5 points by gnulinux on July 22, 2019 | hide | past | favorite | 7 comments
I'm a layman in aviation, and I'm a software engineer working in a telematics company writing real-time system.

After doing some research into this matter I was surprised to find that we're still relying on oldschool physical blackbox to get flight data. But why? In this [1] Quora question a person claims to have gotten an answer from NTSB. They have two main arguments:

1. Data is too big that we don't have technology to deal with that much information

2. There are security concerns since people can intercept data.
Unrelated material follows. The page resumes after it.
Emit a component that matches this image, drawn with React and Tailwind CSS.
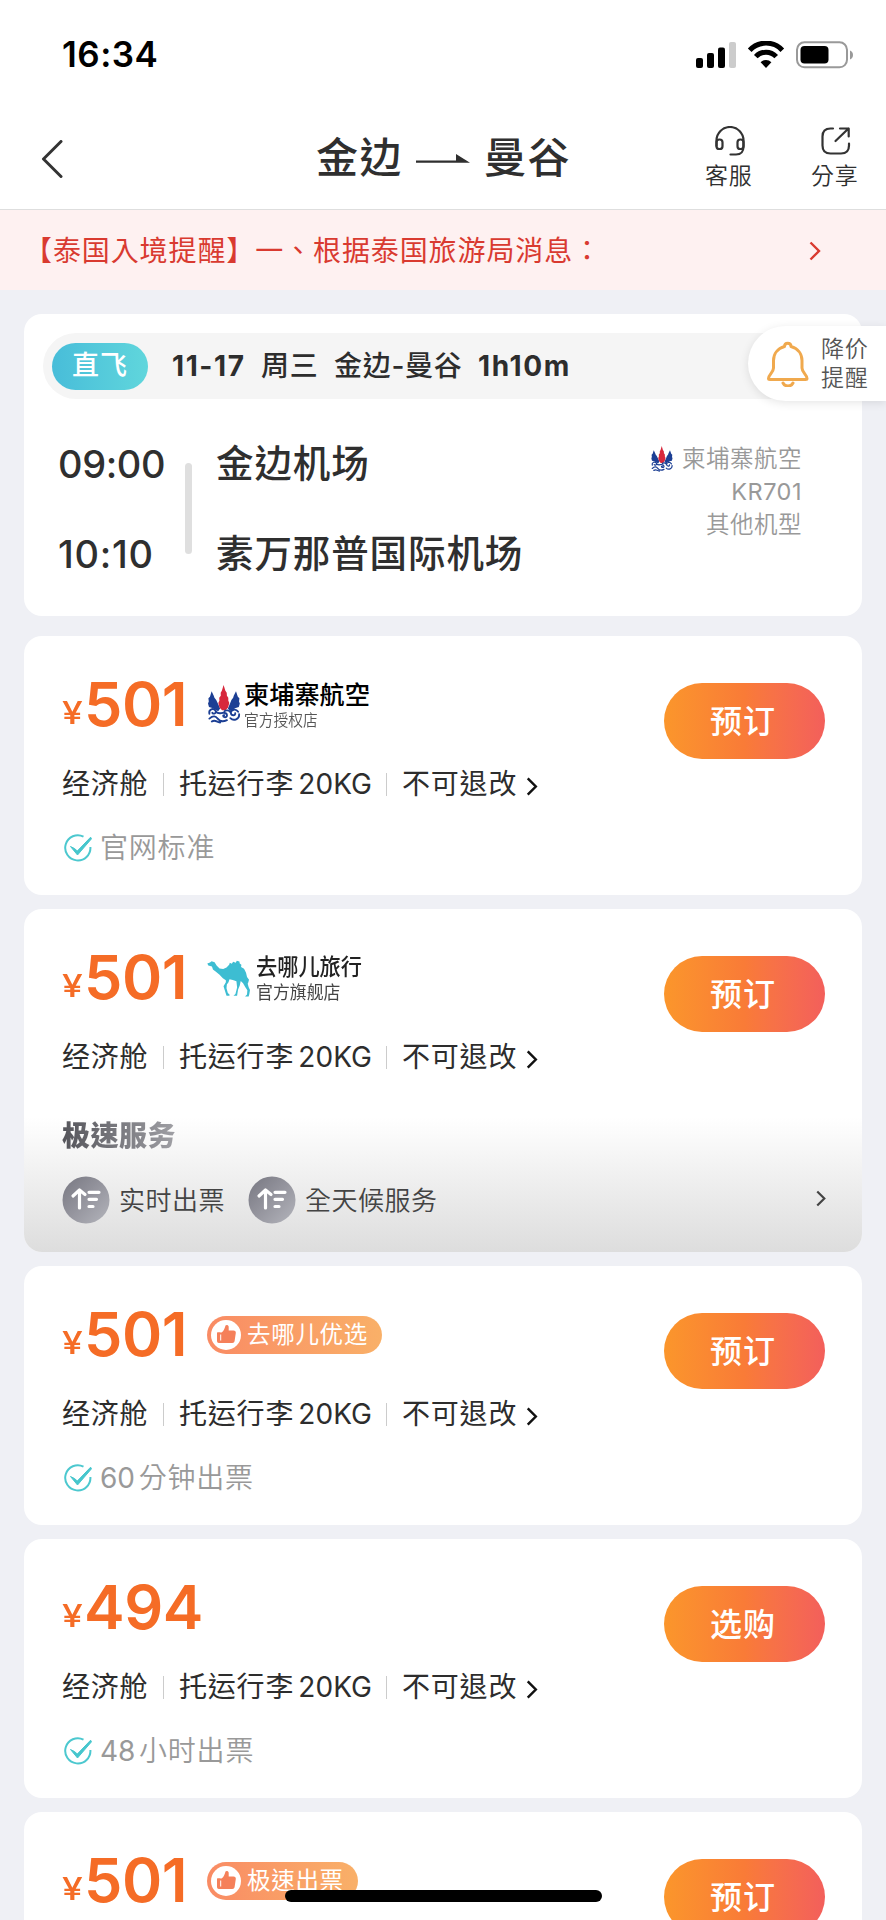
import React from "react";

const Chevron = ({ className, stroke = 2.6 }) => (
  <svg viewBox="0 0 12 20" fill="none" stroke="currentColor" strokeWidth={stroke} className={className}>
    <path d="M1.5 1.5 10 10 1.5 18.5" />
  </svg>
);

const Curl = ({ d, w = 1.9 }) => <path d={d} fill="none" stroke="#1c3f94" strokeWidth={w} strokeLinecap="round" />;

const LotusLogo = ({ className }) => (
  <svg viewBox="0 0 34 40" className={className}>
    <path d="M4.300 6.500 2.600 12 1 13.500 1.400 17 .600 19 1.600 22.500 5 23.500 11 27 13 24 10.500 18.500 9 15.500 7.200 13 6.500 11z" fill="#1c3f94" />
    <path d="M29.300 6.500 31.200 12 32.800 13.500 32.400 17 33.200 19 32.200 22.500 29 23.500 23 27 21 24 23.400 18.500 24.600 15.500 26.400 13 27 11z" fill="#1c3f94" />
    <path d="M16.600 0 14.800 6 13.600 8 13.700 11 12.100 13 12.300 16 11.200 18.500 12.400 23 15 26H18.600L21.200 23 22.400 18.500 21.400 16 21.400 13 20 11 19.800 8 18.400 6z" fill="#d7283c" />
    <Curl d="M2 29.5C1 25 6 23 8.500 26.500 9.500 29 6 30.500 5 28.500M8.500 27C12 31 14 28 17 28.500 21 29 21 33.500 17.500 33 15.500 32.500 16 30.800 17.300 31" />
    <Curl d="M31.500 27.500C29 23.500 24 25.500 24 28.500 24.500 32 29 31.500 28.500 29M24 28.500C22.500 25.500 18.500 25.500 17.500 27" />
    <Curl d="M2 34.500C6 31 8.500 32 10.500 34.500 13 37.800 17 37.500 20 36M32.500 30C33 35 27 37.500 23.500 34M4.500 37.500C8 35 9 38 13 38.500" />
  </svg>
);

const CamelLogo = ({ className }) => (
  <svg viewBox="619 181 130 111" className={className}>
    <path
      fill="#3dbdd2"
      d="M620 191 628 188 633 184 642 187 648 197 657 206 668 208 678 203 686 195 688 189 694 192 698 186 706 189 709 183 717 185 718 191 723 195 722 202 731 207 737 219 740 232 746 240 744 248 742 252 745 263 749 271 747 283 745 291H734L740 285 741 272 735 263 728 251 721 244 718 258 713 270 711 282 710 289H699L705 283 710 264 708 245 697 241 687 239 684 248 679 255 678 266 682 280 687 285V289H678L672 270 669 260 676 248 676 242 667 236 657 225 645 215 637 209 634 200 623 197Z"
    />
  </svg>
);

const CheckIcon = () => (
  <svg viewBox="0 0 28 28" className="h-[28px] w-[28px]" fill="none">
    <path d="M19.500 2.600A12.600 12.600 0 1 0 26.400 13" stroke="#4cc8cf" strokeWidth="2" />
    <path d="M6.500 12.500 10.500 14.500 13.300 17 26.600 3.200 27.500 4.800 13.500 21Z" fill="#46c6cd" stroke="#46c6cd" strokeWidth="1" />
  </svg>
);

const FastIcon = ({ id }) => (
  <svg viewBox="0 0 48 48" className="h-[48px] w-[48px]" fill="none">
    <defs>
      <linearGradient id={id} x1="0" y1="0" x2="1" y2="1">
        <stop offset="0" stopColor="#777781" />
        <stop offset=".5" stopColor="#95959e" />
        <stop offset="1" stopColor="#b4b5bc" />
      </linearGradient>
    </defs>
    <circle cx="24" cy="24" r="23.500" fill={`url(#${id})`} />
    <g stroke="#fff" strokeWidth="3.200" strokeLinecap="round" strokeLinejoin="round">
      <path d="M17.500 32V14.500M11 20 17.500 14 23 18.500" />
      <path d="M27 16.300H37M27 23.300H34.500M27 30.500H31" />
    </g>
  </svg>
);

const PickBadge = ({ text, className }) => (
  <div className={`flex h-[38px] items-center rounded-full bg-linear-to-r from-[#f98b64] to-[#f9b068] pl-[4px] ${className}`}>
    <svg viewBox="0 0 30 30" className="h-[30px] w-[30px]">
      <circle cx="15" cy="15" r="15" fill="#fff" />
      <path d="M6.500 12.200H9.200V23H7.800A1.800 1.800 0 0 1 6 21.300V12.700Z" fill="#f5805a" />
      <path d="M10.500 12.500C13 11 13.500 8.500 14.500 5.500 15.200 4.400 17.500 4.800 17.700 6.800V10.500H22.500C24.200 10.500 25 11.600 24.800 13L23.600 21C23.400 22.300 22.600 23 21.300 23H9V12.500Z" fill="#f5805a" />
      <path d="M9.700 14.500V20.500" stroke="#fff" strokeWidth="1" />
    </svg>
    <span className="ml-[6px] text-[23.5px] tracking-[0.7px] text-white">{text}</span>
  </div>
);

function Offer({ price, action = "预订", brand, note, className = "", children }) {
  return (
    <section className={`relative w-[838px] shrink-0 rounded-[18px] bg-white ${className}`}>
      <div className="flex h-[122px] justify-between pl-[38px] pr-[37px]">
        <div className="flex">
          <div className="flex h-[112px] w-[145px] shrink-0 items-baseline pt-[32px] font-semibold text-[#f56c26]">
            <span className="w-[22px] origin-left scale-x-[1.2] pb-[2px] text-[31px] font-medium leading-[68px]"><span className="align-[2px]">¥</span></span>
            <span className="text-[61px] leading-[72px] tracking-[-0.4px]">{price}</span>
          </div>
          {brand}
        </div>
        <button className="mt-[47px] flex h-[76px] w-[161px] items-center rounded-full bg-linear-to-r from-[#fb962b] via-[#f97b37] to-[#f35f5b] pl-[46px] pt-px text-[32px] font-medium tracking-[1px] text-white">
          <span>{action}</span>
        </button>
      </div>
      <div className="flex h-[52px] items-center pl-[38px] text-[28px] text-[#2d2d2d]">
        <span className="w-[101px] shrink-0 tracking-[0.8px]">经济舱</span>
        <i className="h-[23px] w-px bg-[#ccc]" />
        <span className="ml-[15px] flex w-[207px] shrink-0 tracking-[0.8px]">
          托运行李<span className="ml-[4px] tracking-[0.1px]">20KG</span>
        </span>
        <i className="h-[23px] w-px bg-[#ccc]" />
        <span className="ml-[15px] w-[124px] shrink-0 tracking-[0.8px]">不可退改</span>
        <Chevron className="mt-[5px] h-[19px] w-[12px] text-[#111]" />
      </div>
      {note && (
        <div className="mt-[19px] flex h-[38px] items-center pl-[40px] text-[28px] font-[350] text-[#999]">
          <CheckIcon />
          <span className="ml-[8px] flex tracking-[0.8px]">{note}</span>
        </div>
      )}
      {children}
    </section>
  );
}

const IssueTime = ({ amount, unit }) => (
  <>
    <span className="mr-[4px] font-normal tracking-[-0.2px]">{amount}</span>
    {unit}
  </>
);

const StatusBar = () => (
  <div className="flex h-[109px] items-center justify-between pl-[62px] pr-[33px]">
    <span className="text-[35px] font-semibold tracking-[0.5px] text-black">16:34</span>
    <svg viewBox="0 0 158 28" className="h-[28px] w-[158px]">
      <rect x="1" y="17" width="7" height="10" rx="2" />
      <rect x="12" y="12" width="7" height="15" rx="2" />
      <rect x="23" y="6.500" width="7" height="20.500" rx="2" />
      <rect x="34" y="1" width="7" height="26" rx="2" fill="#ccc" />
      <g fill="none" stroke="#000" strokeWidth="5">
        <path d="M54.700 9.200A22.200 22.200 0 0 1 87.300 9.200" />
        <path d="M60.800 15.600A14 14 0 0 1 81.200 15.600" />
      </g>
      <path d="M71 27 65.600 21.200A7.600 7.600 0 0 1 76.400 21.200Z" />
      <rect x="102" y="1.300" width="50" height="25" rx="7.500" fill="none" stroke="#999" strokeWidth="2" />
      <rect x="105.500" y="5" width="28" height="17.500" rx="4" />
      <path d="M155 9.500C159 11 159 17 155 18.500Z" fill="#999" />
    </svg>
  </div>
);

const Header = () => (
  <header className="flex h-[101px] border-b border-[#dedede] pl-[41px] text-[#2f2f2f]">
    <svg viewBox="0 0 22 38" className="mt-[31px] h-[38px] w-[22px]" fill="none" stroke="#333" strokeWidth="3" strokeLinecap="round" strokeLinejoin="round">
      <path d="M20 1.500 2.500 19 20 36.500" />
    </svg>
    <h1 className="ml-[253px] flex h-[96px] items-center text-[42px] font-medium tracking-[1.5px]">
      <span className="w-[100px]">金边</span>
      <svg viewBox="0 0 54 10" className="mt-[3px] h-[10px] w-[54px]">
        <path d="M0 6.500H40V0L54 8.800H0Z" fill="#2f2f2f" />
      </svg>
      <span className="ml-[14px] w-[88px]">曼谷</span>
    </h1>
    <div className="ml-[133px] w-[50px] pt-[17px] text-[23px] font-[350] tracking-[0.7px]">
      <svg viewBox="0 0 30 30" className="ml-[10px] h-[30px] w-[30px]" fill="none" stroke="#333" strokeWidth="2.200" strokeLinecap="round">
        <path d="M1.500 20V14.500A13.500 13.500 0 0 1 28.500 14.500V20C28.500 26.500 26 28.500 21 28.500H15.500" />
        <rect x="1.500" y="13.500" width="6" height="9.500" rx="2.800" />
        <rect x="22.500" y="13.500" width="6" height="9.500" rx="2.800" />
      </svg>
      <div className="mt-[4px] leading-[32px]">客服</div>
    </div>
    <div className="ml-[56px] w-[50px] pt-[17px] text-[23px] font-[350] tracking-[0.7px]">
      <svg viewBox="0 0 30 30" className="ml-[10px] h-[30px] w-[30px]" fill="none" stroke="#333" strokeWidth="2.200" strokeLinecap="round" strokeLinejoin="round">
        <path d="M12 2.500H9.500Q1.500 2.500 1.500 10.500V19.500Q1.500 27.500 9.500 27.500H20Q28 27.500 28 19.500V17.500" />
        <path d="M14.500 15 27.500 2.500M19 2.500H27.700V10.500" />
      </svg>
      <div className="mt-[4px] leading-[32px]">分享</div>
    </div>
  </header>
);

const FlightCard = () => (
  <section className="relative mt-[24px] h-[302px] w-[838px] shrink-0 rounded-[18px] bg-white pt-[19px]">
    <div className="ml-[19px] mr-[19px] flex h-[66px] items-center rounded-full bg-[#f5f5f5] pl-[9px] text-[28px] text-[#2d2d2d]">
      <span className="flex h-[47px] w-[96px] shrink-0 items-center rounded-full bg-linear-to-r from-[#48bdd9] to-[#60d6dc] pl-[20px] pt-px text-[27px] font-medium tracking-[1px] text-white">直飞</span>
      <span className="ml-[24px] w-[89px] shrink-0 font-bold tracking-[1.6px]">11-17</span>
      <span className="w-[73px] shrink-0 font-medium tracking-[0.8px]">周三</span>
      <span className="w-[143px] shrink-0 font-medium tracking-[0.7px]">金边-曼谷</span>
      <span className="ml-px font-bold tracking-[1.6px]">1h10m</span>
    </div>
    <div className="flex pl-[34px] pt-[20px] font-medium text-[#2f2f2f]">
      <div className="w-[127px] shrink-0 text-[38px]">
        <div className="flex h-[90px] items-center tracking-[-0.4px]">09:00</div>
        <div className="flex h-[90px] items-center tracking-[0.7px]">10:10</div>
      </div>
      <i className="mt-[44px] h-[91px] w-[7px] shrink-0 rounded-full bg-[#dfdfdf]" />
      <div className="ml-[24px] w-[401px] shrink-0 text-[37.500px] tracking-[0.9px]">
        <div className="flex h-[90px] items-center">金边机场</div>
        <div className="flex h-[90px] items-center">素万那普国际机场</div>
      </div>
      <div className="flex w-[185px] flex-col items-end pt-[23px] text-[23.500px] font-[350] tracking-[0.5px] text-[#999]">
        <div className="flex h-[33px] items-center">
          <LotusLogo className="mr-[8px] h-[26px] w-[24px]" />柬埔寨航空
        </div>
        <div className="flex h-[33px] items-center font-normal">KR701</div>
        <div className="flex h-[33px] items-center">其他机型</div>
      </div>
    </div>
    <aside className="absolute left-[724px] top-[12px] flex h-[75px] w-[138px] items-center rounded-l-full bg-white pl-[19px] pt-px text-[23px] font-[350] leading-[29px] tracking-[0.7px] text-[#555] shadow-[0_2px_10px_rgba(0,0,0,0.10)]">
      <svg viewBox="0 0 42 46" className="h-[46px] w-[42px]" fill="none" stroke="#f0a94e" strokeWidth="3" strokeLinecap="round" strokeLinejoin="round">
        <path d="M17.500 5.500C17.500 1 24 1 24 5.500 31 7.500 35 13 35 19.500V27C35 31.500 40 33.500 40 37.500Q40 38.500 38.500 38.500H3Q1.500 38.500 1.500 37.500C1.500 33.500 6.500 31.500 6.500 27V19.500C6.500 13 10.500 7.500 17.500 5.500Z" />
        <path d="M16 42C18 46 24 46 26 42" />
      </svg>
      <div className="ml-[12px] w-[51px]">降价<br />提醒</div>
    </aside>
  </section>
);

const AirlineBrand = () => (
  <div className="flex pt-[49px]">
    <LotusLogo className="h-[39px] w-[34px]" />
    <div className="ml-[3px] flex w-[150px] flex-col">
      <span className="-mt-[6px] text-[25.200px] font-medium leading-[32px] text-black">柬埔寨航空</span>
      <span className="origin-left scale-x-[0.92] text-[16px] font-[350] leading-[18px] text-[#555]">官方授权店</span>
    </div>
  </div>
);

const CamelBrand = () => (
  <div className="flex pt-[51px]">
    <CamelLogo className="h-[37px] w-[43px]" />
    <div className="ml-[6px] flex w-[150px] flex-col">
      <span className="-mt-[8px] origin-left scale-x-[0.93] text-[22.800px] font-medium leading-[30px] text-[#222]">去哪儿旅行</span>
      <span className="-mt-px origin-left scale-x-[0.95] text-[17.800px] leading-[24px] text-[#444]">官方旗舰店</span>
    </div>
  </div>
);

export default function App() {
  return (
    <div className="relative h-[1920px] w-[886px] overflow-hidden bg-[#eff0f5] font-['Inter','Noto_Sans_CJK_TC',sans-serif] whitespace-nowrap">
      <div className="bg-white">
        <StatusBar />
        <Header />
      </div>
      <div className="flex h-[80px] items-center justify-between bg-[#fef1f1] pl-[24px] pr-[65px] pt-px text-[28px] tracking-[0.9px] text-[#d93a30]">
        <span>【泰国入境提醒】一、根据泰国旅游局消息：</span>
        <Chevron className="h-[20px] w-[12px]" stroke={2.4} />
      </div>
      <main className="flex flex-col items-center">
        <FlightCard />
        <Offer className="mt-[20px] h-[259px]" price="501" brand={<AirlineBrand />} note="官网标准" />
        <Offer className="mt-[14px] h-[343px]" price="501" brand={<CamelBrand />}>
          <div className="mt-[34px] h-[135px] rounded-b-[18px] bg-linear-to-b from-white to-[#dddddd] pl-[38px] pr-[36px]">
            <div className="flex h-[38px] items-center">
              <span className="bg-linear-to-r from-[#55555b] to-[#a0a0a5] bg-clip-text text-[28px] font-black leading-[38px] tracking-[0.5px] text-transparent">极速服务</span>
            </div>
            <div className="mt-[21px] flex h-[48px] items-center text-[26px] font-[350] tracking-[0.5px] text-[#444]">
              <FastIcon id="fastA" />
              <span className="ml-[9px] w-[129px]">实时出票</span>
              <FastIcon id="fastB" />
              <span className="ml-[9px]">全天候服务</span>
              <Chevron className="ml-auto mb-[4px] h-[17px] w-[10px]" />
            </div>
          </div>
        </Offer>
        <Offer className="mt-[14px] h-[259px]" price="501" brand={<PickBadge text="去哪儿优选" className="mt-[50px] w-[175px]" />} note={<IssueTime amount="60" unit="分钟出票" />} />
        <Offer className="mt-[14px] h-[259px]" price="494" action="选购" note={<IssueTime amount="48" unit="小时出票" />} />
        <Offer className="mt-[14px] h-[259px]" price="501" brand={<PickBadge text="极速出票" className="mt-[50px] w-[151px]" />} />
      </main>
      <div className="absolute left-[285px] top-[1890px] h-[12px] w-[317px] rounded-full bg-black" />
    </div>
  );
}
I don't understand either of the arguments. Here are my thoughts:

1. Some basic search [2] leads us that there are approx in the order of 10k airplanes in the sky. Assuming there are no periods of time where flight traffic is orders of magnitude worse (since countries live in different timezones) seems like the problem we're trying to solve is streaming data from 10k clients. Assuming the biggest bandwidth bottleneck will be audio (since there is no video data and physical data is relatively cheap) we can reduce this problem to streaming movie from 10k clients at any given time. It seems like one way to verify this problem is tractable is counting how many people uploading video to youtube any given moment and finding out the delta between total video length and transmission latency. While I don't have any real numbers, it seems like a tractable problem.

2. Similarly, this seems like a problem that we already should be able to solve. AES encrypted keyboards, encrypted mouses etc come to mind; or even basic HTTPS.

Could someone please explain this layman why this problem is so hard? If someone were to attack this problem and maybe found a startup, what resources should they refer to?

[1] https://www.quora.com/Why-do-airplanes-still-use-black-boxes-while-all-data-could-be-saved-real-time-to-servers-on-land-through-the-Internet

[2]: https://www.quora.com/How-many-airplanes-are-in-flight-on-average-at-any-given-time-worldwide



Forget detailed blackbox telemetry, perhaps a more pertinent question to ask is why aircraft location data is not transmitted at decent frequency (60s?) via sat comms in a manner that is not able to be disabled via the aircrafts controls. see: https://en.wikipedia.org/wiki/Analysis_of_Malaysia_Airlines_... and: https://en.wikipedia.org/wiki/Malaysia_Airlines_Flight_370#S...

Also for the other respondent about internet access, direct access is not required in many places as there are already extensive radio ground stations in use for aircraft telemetry.



The bandwidth bottleneck is not on the cloud side; it's on the plane side. Satellite Internet from moving planes is quite expensive and would require retrofitting new antennas in many planes.

Many safety-critical systems do not use encryption because it's one more component that can fail.


> Many safety-critical systems do not use encryption because it's one more component that can fail.

This is a good point but isn't some data still better than no data at all? If we decide not to collect encrypted data because encryption can break, then we have exactly no data if we lose the blackbox.


This is something that might well happen in the future. But to retrofit this to all commercial planes is not a simple or cheap task. Many planes in the sky were designed and built many years ago and so updating them to also upload to the cloud during flight requires substantial design and certification efforts that Boeing/Airbus are not going to suddenly take on unless they are forced.

Adding it as a feature of any new plane designed in the future seems simpler. Although uploading everything in real time be ideal you could easily ping with the essentials for almost no bandwidth. Every minute with location, speed, altitude and half a dozen other important numbers would be a good start.


If there was a war, it would be easy to shoot down all the planes.

What I wonder is - why not multiple black boxes - some at the end of the wings that break off, some that float off in water, some with dye packs, etc


Presumably there is a lot of data to be recorded and there is not consistent access to the Internet during flight? Seems like a fun problem to solve.